À la présentation de Gilles, More répond : "Je n'avais pas mal deviné ; au premier coup d'œil, j'avais pensé qu'il était capitaine de navire." La conjecture de More est vraie et fausse à la fois : il s'agit bien d'un marin, mais pas un marin de profession. Il a certes navigué, mais pas comme Palinure ; comme Ulysse plutôt, ou, mieux encore, comme Platon. Trois noms, trois figures d'épopée et d'histoire : Palinure, le voyageur insouciant de l'Énéide, qui périt de s'endormir à son gouvernail ; Ulysse, le héros au mille ruses d'Homère qui apprit le monde, les hommes et les dieux dans sa longue errance vers sa patrie ; Platon, enfin, qui se rendit en Égypte pour y connaître la vérité de la société et en Sicile pour l'instaurer ; trois noms qui nomment trois voyages dans la fiction et dans l'histoire, trois manières de parcourir le monde, avec lesquels Pierre Gilles et Thomas More construisent la figure du voyageur utopien : celle qu'il n'est pas, celle à laquelle il ressemble, celle enfin qu'il représente à sa manière.

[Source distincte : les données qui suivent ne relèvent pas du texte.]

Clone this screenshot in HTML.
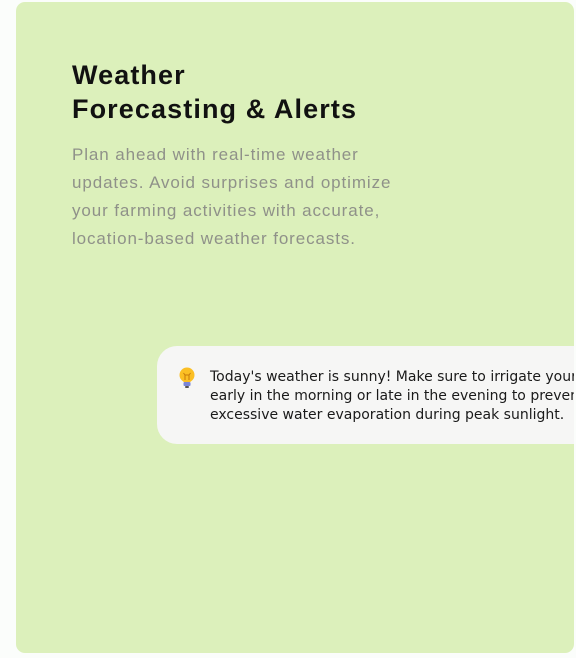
<!DOCTYPE html>
<html><head><meta charset="utf-8"><style>
html,body{margin:0;padding:0;width:576px;height:658px;background:#fbfdfb;overflow:hidden;font-family:"Liberation Sans",sans-serif;}
.card{position:absolute;left:16px;top:2px;width:558px;height:651px;background:#dcf0bb;border-radius:9px;overflow:hidden;}
h1{position:absolute;left:56px;top:56px;margin:0;font-size:27px;line-height:34px;font-weight:700;color:#111;letter-spacing:1.1px;white-space:nowrap;}
p{position:absolute;left:56px;top:139px;margin:0;white-space:nowrap;font-size:17px;line-height:28px;color:#8f9189;letter-spacing:0.9px;}
.tip{position:absolute;left:141px;top:344px;width:460px;height:98px;background:#f6f6f5;border-radius:20px;}
.tip svg{position:absolute;left:21px;top:21px;}
.tip div{position:absolute;left:53px;top:22px;width:420px;white-space:nowrap;font-family:"DejaVu Sans",sans-serif;font-size:14px;line-height:19px;color:#1a1a1a;}
</style></head><body>
<div class="card">
<h1>Weather<br>Forecasting &amp; Alerts</h1>
<p>Plan ahead with real-time weather<br>updates. Avoid surprises and optimize<br>your farming activities with accurate,<br>location-based weather forecasts.</p>
<div class="tip">
<svg width="18" height="22" viewBox="0 0 18 22"><circle cx="9" cy="8" r="7.5" fill="#fbbf24"/><rect x="5.5" y="12" width="7" height="3" fill="#fbbf24"/><path d="M7 13V8l-1.5-2M11 13V8l1.5-2M7 8h4" stroke="#c77a0a" stroke-width="1" fill="none"/><rect x="5.5" y="15" width="7" height="4" rx="1" fill="#7b86d6"/><rect x="7" y="19" width="4" height="2" rx="1" fill="#555"/></svg>
<div>Today's weather is sunny! Make sure to irrigate your crops<br>early in the morning or late in the evening to prevent<br>excessive water evaporation during peak sunlight.</div>
</div>
</div>
</body></html>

C'est entre ces trois noms du voyage et du voyageur qu'est prononcé le vrai nom du héros : Raphaël Hythlodée, nom triple, Raphaël, Huthlos, Deus, qui balise par ces trois repères trois lieux de langage : l'hébreu, le grec et le latin, l'ange messager ou la guérison de Dieu ; le non-sens ; Dieu ; on pourrait donc traduire son nom : "Dieu guérit par le non-sens de Dieu". On notera que le prénom angélique du personnage, Raphaël, renvoie lui-même à un récit de voyage, puisque le messager céleste fut le guide du jeune Tobie sur les routes d'Assyrie et de Médie. Voyage, guérison, religion, et surtout non-sens, qui désigne, comme en une sorte de clin d'œil ou d'ironie, le caractère fictionnel du récit, tout est dans ce nom : au-delà de la fiction d'un récit de voyage imaginaire, More cherche à provoquer chez son lecteur une metanoia, une conversion intérieure ou une guérison tout entière tournée vers une redécouverte du sens et donc de Dieu pour un homme comme More, qui ne pourrait concevoir les rapports humains indépendamment de leur relation avec Dieu.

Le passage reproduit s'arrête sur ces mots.